MapR Rebrands Around Converged Data Fabric

(agsandrew/Shutterstock)

MapR Technologies today announced a major rebranding and repositioning of the data storage layer of its converged data platform. MapR-XD, as the data store is now known, provides the mechanism for customers to build a unified data fabric that stretches from edge devices, into the data center, and out to public clouds.

The San Jose, California company says MapR-XD allows users to “create vast, global data fabrics which are inherently ready for analytical and operational applications.” The data fabrics created with the MapR-XD layer encompass multiple storage mechanism, including HDFS, NFS, REST, POSIX, and MapR Streams, and will support analytical and operational workloads running in batch, interactive, or streaming fashion, the company says.

“We have a new product, MapR-XD, which is going to extend the MapR Converged Data Platform to help companies create the cloud-scale data fabric by managing files and containers for them, in mulit-temperature and multi-tier environments, and across the edge, on premise, and multiple clouds,” says MapR’s Senior Director of Industry Solutions Bill Peterson.

The rebranding exercise was necessary to showcase the work that MapR has done in providing a single computer platform that can not only spans multiple physical and physical locations (like Docker), but can expose data through a variety of different APIs, including Hadoop-compatible file system (MapR-FS), a Kafka-compatible data pipeline (MapR-Streams), and a NoSQL database (MapR-DB).

“Whether you came into the platform from the file system or came in from the database or from Streams, you got multi-temperature [data management], you got the global name space, you got all the high availability,” Peterson tells Datanami. “But we’ve never called it anything. We’ve never branded around that. So as part of this exercise, we’re going to rebrand that as the MapR Converge-X Data Fabric.”

Peterson continued:

“Our file system is now XD. We’ve added a bunch to the file system and have quite a number of customers who are buying us just for storage and data management. And we’ve done quite a work on Flash and improving I/O on Flash within the platform, and also with moving data between tiers, from Flash to disk to cloud, within the global namespace.
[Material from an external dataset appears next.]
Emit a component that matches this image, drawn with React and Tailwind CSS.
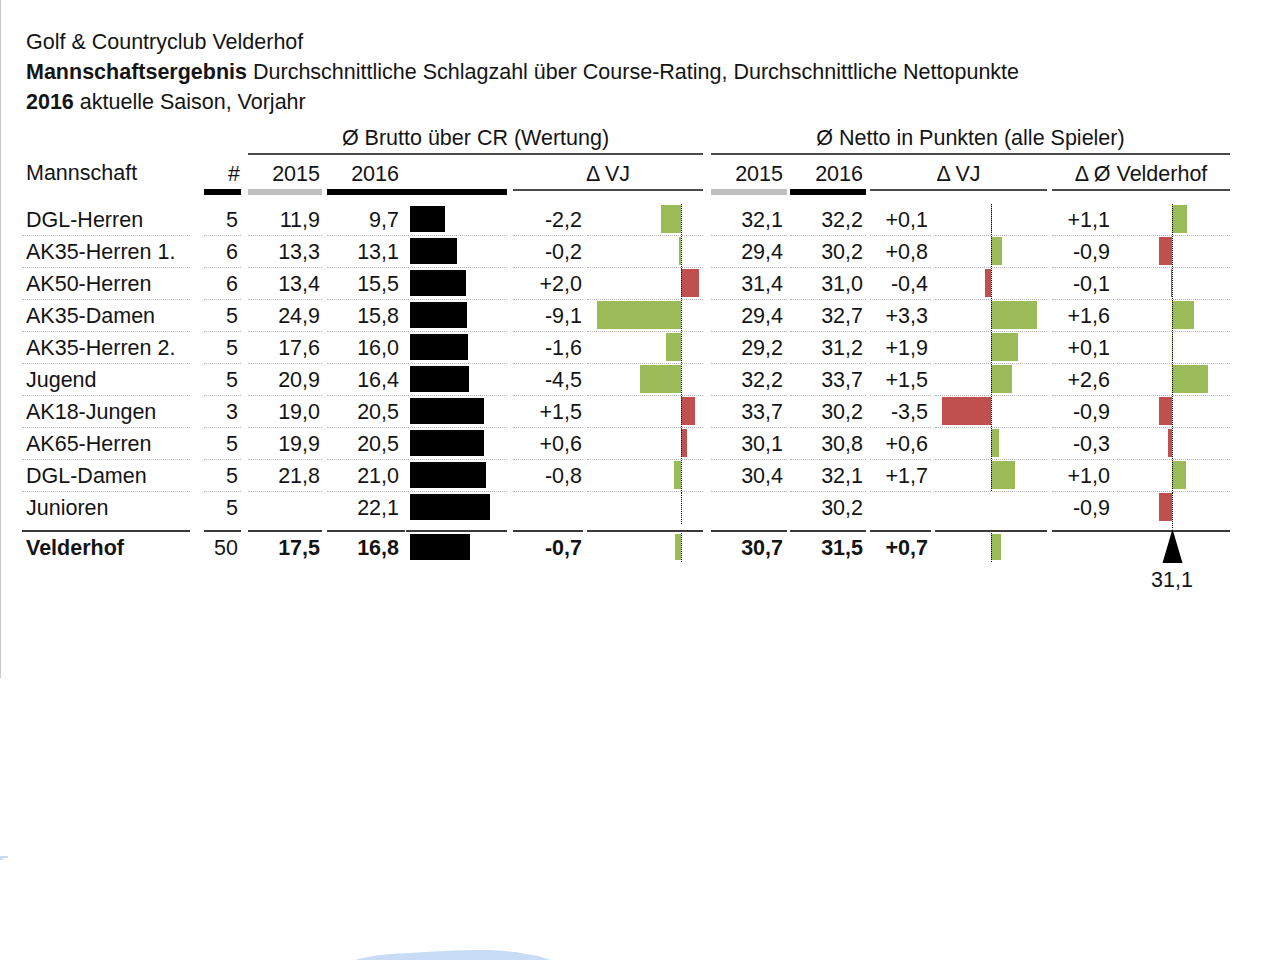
import React from "react";

const rows = [
  ["DGL-Herren", "5", "11,9", "9,7", 9.7, -2.2, "32,1", "32,2", 0.1, 1.1],
  ["AK35-Herren 1.", "6", "13,3", "13,1", 13.1, -0.2, "29,4", "30,2", 0.8, -0.9],
  ["AK50-Herren", "6", "13,4", "15,5", 15.5, 2.0, "31,4", "31,0", -0.4, -0.1],
  ["AK35-Damen", "5", "24,9", "15,8", 15.8, -9.1, "29,4", "32,7", 3.3, 1.6],
  ["AK35-Herren 2.", "5", "17,6", "16,0", 16.0, -1.6, "29,2", "31,2", 1.9, 0.1],
  ["Jugend", "5", "20,9", "16,4", 16.4, -4.5, "32,2", "33,7", 1.5, 2.6],
  ["AK18-Jungen", "3", "19,0", "20,5", 20.5, 1.5, "33,7", "30,2", -3.5, -0.9],
  ["AK65-Herren", "5", "19,9", "20,5", 20.5, 0.6, "30,1", "30,8", 0.6, -0.3],
  ["DGL-Damen", "5", "21,8", "21,0", 21.0, -0.8, "30,4", "32,1", 1.7, 1.0],
  ["Junioren", "5", "", "22,1", 22.1, null, "", "30,2", null, -0.9],
];

function fmt(v) {
  if (v == null) return "";
  const s = Math.abs(v).toFixed(1).replace(".", ",");
  return (v < 0 ? "-" : "+") + s;
}

function Delta({ v, scale, leftCls, axisCls, goodNeg, axis = true, barH = "h-[28px]", padTop = "pt-[1px]" }) {
  const w = v == null ? 0 : Math.abs(v) * scale;
  const good = v != null && (goodNeg ? v < 0 : v > 0);
  const color = good ? "bg-[#9bbb59]" : "bg-[#c0504d]";
  return (
    <div className="relative flex h-full">
      <div className={`${leftCls} flex justify-end items-start ${padTop}`}>
        {v != null && v < 0 && <div className={`${color} ${barH}`} style={{ width: w }} />}
      </div>
      <div className={`flex-1 flex items-start ${padTop}`}>
        {v != null && v > 0 && <div className={`${color} ${barH}`} style={{ width: w }} />}
      </div>
      {axis && <div className={`absolute top-0 bottom-0 ${axisCls} border-l border-dotted border-black`} />}
    </div>
  );
}

function DataRow({ r, last }) {
  const [name, num, y15, y16, bar, dv, n15, n16, ndv, dd] = r;
  const b = last ? "" : "border-b border-dotted border-[#b5b5b5]";
  return (
    <div className="flex h-[32px] leading-[32px]">
      <div className={`w-[168px] pl-[4px] text-left h-full ${b}`}>{name}</div>
      <div className={`ml-[14px] w-[37px] pr-[3px] text-right h-full ${b}`}>{num}</div>
      <div className={`ml-[7px] w-[74px] pr-[2px] text-right h-full ${b}`}>{y15}</div>
      <div className={`ml-[5px] w-[78px] pr-[6px] text-right h-full ${b}`}>{y16}</div>
      <div className={`ml-[1px] w-[101px] pl-[4px] pt-[2px] h-full ${b}`}>
        <div className="h-[26px] bg-black" style={{ width: Math.round(bar * 3.6) }} />
      </div>
      <div className={`ml-[6px] w-[70px] pr-[1px] text-right h-full ${b}`}>{fmt(dv)}</div>
      <div className={`ml-[4px] w-[116px] h-full ${b}`}>
        <Delta v={dv} scale={9.2} leftCls="w-[94px]" axisCls="left-[94px]" goodNeg />
      </div>
      <div className={`ml-[8px] w-[76px] pr-[4px] text-right h-full ${b}`}>{n15}</div>
      <div className={`ml-[3px] w-[76px] pr-[3px] text-right h-full ${b}`}>{n16}</div>
      <div className={`ml-[4px] w-[61px] pr-[3px] text-right h-full ${b}`}>{fmt(ndv)}</div>
      <div className={`ml-[4px] w-[112px] h-full ${b}`}>
        <Delta v={ndv} scale={14} leftCls="w-[56px]" axisCls="left-[56px]" axis={ndv != null} />
      </div>
      <div className={`ml-[5px] w-[62px] pr-[4px] text-right h-full ${b}`}>{fmt(dd)}</div>
      <div className={`ml-[3px] w-[113px] h-full ${b}`}>
        <Delta v={dd} scale={14} leftCls="w-[55px]" axisCls="left-[55px]" />
      </div>
    </div>
  );
}

function SummaryRow() {
  const t = "border-t-2 border-[#3a3a3a] h-[34px]";
  return (
    <div className="flex leading-[32px] mt-[6px]">
      <div className={`w-[168px] pl-[4px] text-left font-bold ${t}`}>Velderhof</div>
      <div className={`ml-[14px] w-[37px] pr-[3px] text-right ${t}`}>50</div>
      <div className={`ml-[7px] w-[74px] pr-[2px] text-right font-bold ${t}`}>17,5</div>
      <div className={`ml-[5px] w-[78px] pr-[6px] text-right font-bold ${t}`}>16,8</div>
      <div className={`ml-[1px] w-[101px] pl-[4px] pt-[2px] ${t}`}>
        <div className="h-[26px] bg-black" style={{ width: Math.round(16.8 * 3.6) }} />
      </div>
      <div className={`ml-[6px] w-[70px] pr-[1px] text-right font-bold ${t}`}>-0,7</div>
      <div className={`ml-[4px] w-[116px] ${t}`}>
        <div className="h-[30px] pt-[1px]">
          <Delta v={-0.7} scale={9.2} leftCls="w-[94px]" axisCls="left-[94px]" goodNeg barH="h-[26px]" padTop="pt-[1px]" />
        </div>
      </div>
      <div className={`ml-[8px] w-[76px] pr-[4px] text-right font-bold ${t}`}>30,7</div>
      <div className={`ml-[3px] w-[76px] pr-[3px] text-right font-bold ${t}`}>31,5</div>
      <div className={`ml-[4px] w-[61px] pr-[3px] text-right font-bold ${t}`}>+0,7</div>
      <div className={`ml-[4px] w-[112px] ${t}`}>
        <div className="h-[30px] pt-[1px]">
          <Delta v={0.7} scale={14} leftCls="w-[56px]" axisCls="left-[56px]" barH="h-[26px]" padTop="pt-[1px]" />
        </div>
      </div>
      <div className={`ml-[5px] w-[65px] ${t}`} />
      <div className={`w-[113px] relative ${t}`}>
        <svg className="absolute left-[45px] top-[-9px]" width="21" height="41" viewBox="0 0 21 41">
          <line x1="10.5" y1="0" x2="10.5" y2="6" stroke="#000" strokeWidth="1" strokeDasharray="1 1" />
          <polygon points="10.5,6 20.5,40 0.5,40" fill="#000" />
        </svg>
        <div className="absolute left-[55px] top-[34px] -translate-x-1/2 leading-[28px] whitespace-nowrap font-normal">31,1</div>
      </div>
    </div>
  );
}

export default function App() {
  return (
    <div className="relative w-[1280px] h-[960px] bg-white overflow-hidden text-[#141414] text-[21.5px] font-['Liberation_Sans',Arial,sans-serif]">
      <div className="h-[678px] border-l border-[#c6c6c6] pl-[21px] pt-[27px]">
        <div className="pl-[4px] leading-[30px]">
          <div>Golf &amp; Countryclub Velderhof</div>
          <div>
            <span className="font-bold">Mannschaftsergebnis</span> Durchschnittliche Schlagzahl über Course-Rating, Durchschnittliche Nettopunkte
          </div>
          <div>
            <span className="font-bold">2016</span> aktuelle Saison, Vorjahr
          </div>
        </div>

        {/* group headers */}
        <div className="flex">
          <div className="w-[226px]" />
          <div className="w-[455px] pt-[6px] leading-[30px] text-center border-b-2 border-[#4a4a4a]">Ø Brutto über CR (Wertung)</div>
          <div className="ml-[8px] w-[519px] pt-[6px] leading-[30px] text-center border-b-2 border-[#4a4a4a]">Ø Netto in Punkten (alle Spieler)</div>
        </div>

        {/* column headers */}
        <div className="flex pt-[2px]">
          <div className="w-[168px] pl-[4px] leading-[30px] pt-[1px]">Mannschaft</div>
          <div className="ml-[14px] w-[37px] flex flex-col">
            <div className="leading-[30px] pt-[2px] text-right pr-[1px]">#</div>
            <div className="h-[6px] bg-black" />
          </div>
          <div className="ml-[7px] w-[74px] flex flex-col">
            <div className="leading-[30px] pt-[2px] text-right pr-[2px]">2015</div>
            <div className="h-[6px] bg-[#bfbfbf]" />
          </div>
          <div className="ml-[5px] w-[180px] flex flex-col">
            <div className="leading-[30px] pt-[2px] text-right pr-[108px]">2016</div>
            <div className="h-[6px] bg-black" />
          </div>
          <div className="ml-[6px] w-[190px] flex flex-col">
            <div className="leading-[30px] pt-[2px] text-center">Δ VJ</div>
            <div className="h-[2px] bg-[#4a4a4a]" />
          </div>
          <div className="ml-[8px] w-[76px] flex flex-col">
            <div className="leading-[30px] pt-[2px] text-right pr-[4px]">2015</div>
            <div className="h-[6px] bg-[#bfbfbf]" />
          </div>
          <div className="ml-[3px] w-[76px] flex flex-col">
            <div className="leading-[30px] pt-[2px] text-right pr-[3px]">2016</div>
            <div className="h-[6px] bg-black" />
          </div>
          <div className="ml-[4px] w-[177px] flex flex-col">
            <div className="leading-[30px] pt-[2px] text-center">Δ VJ</div>
            <div className="h-[2px] bg-[#4a4a4a]" />
          </div>
          <div className="ml-[5px] w-[178px] flex flex-col">
            <div className="leading-[30px] pt-[2px] text-center">Δ Ø Velderhof</div>
            <div className="h-[2px] bg-[#4a4a4a]" />
          </div>
        </div>

        <div className="mt-[9px]">
          {rows.map((r, i) => (
            <DataRow key={r[0]} r={r} last={i === rows.length - 1} />
          ))}
        </div>
        <SummaryRow />
      </div>

      <svg className="absolute left-0 top-[855px]" width="10" height="6" viewBox="0 0 10 6">
        <path d="M0 1 L8 1 L8 3 L3 3 L3 5 L0 5 Z" fill="#c8dcf5" />
      </svg>
      <svg className="absolute left-[355px] top-[948px]" width="195" height="12" viewBox="0 0 195 12">
        <path d="M0 12 C20 6 40 6 70 4 C100 2 130 1 150 3 C170 5 185 8 195 12 Z" fill="#c8dcf5" />
      </svg>
    </div>
  );
}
Because of all of those reasons and the customers that we’ve been securing, we’ve decided to brand around this and go to market with a data storage and data management, which we really hadn’t done before.”

MapR also announced that it’s shipping a new version of its converged platform that’s optimized for to run on Flash and NVMe disks. The core platform has now been split into two SKUs (or stock-keeping units): one for regular disk, and one for Flash disk.

The company says two recent customer wins — with enterprise software maker SAP and consumer goods manufacturer Samsung — showcase its converged data fabric and Flash capabilities.

SAP chose MapR to provide the core underlying platform that it will host its new cloud-based software as a service (SaaS) offering upon. HANA is the first piece of the SAP software suite that will run on MapR-XD, with more to follow.  “A lot of that work for optimizing I/O for Flash came out of this work” with SAP, Peterson says. “We said, hey this is a good time to package this up and make it available.'”

Samsung, meanwhile, is using MapR as the underlying data store for Bixby, the voice-based virtual assistant that Samsung is building into its next-generation Galaxy S8 and S8+ phones. “Over time, this is going to be huge. Trillions of files that we’re going to need to store,” Peterson says, adding that it’s a “retain forever model.”

MapR is also working with various automakers on their connected-car projects. In these engagements, cars roll along with MapR software managing the storage layer, and making that data available in the data center and the cloud as needed.

It’s all about eliminating silos with a global namespace, says Peterson, borrowing a term that’s often used in the object storage system world. “It’s the ability of our global namespace to move data from a data center to a cloud based on a tiring model or a temperature model,” he says. “It’s all one global namespace. It’s all one cluster. The application doesn’t care or need to know.  That, we find is huge.”

Eventually, the MapR platform will support an object file system, namely Amazon’s S3, which is the dominant protocol for accessing object file systems today. “Today, we support files and containers.  Object and S3 are roadmap,” Peterson says. “The one we’re not doing is block [storage] and the reason is, with block there’s no metadata associated with it, there’s no analytics.”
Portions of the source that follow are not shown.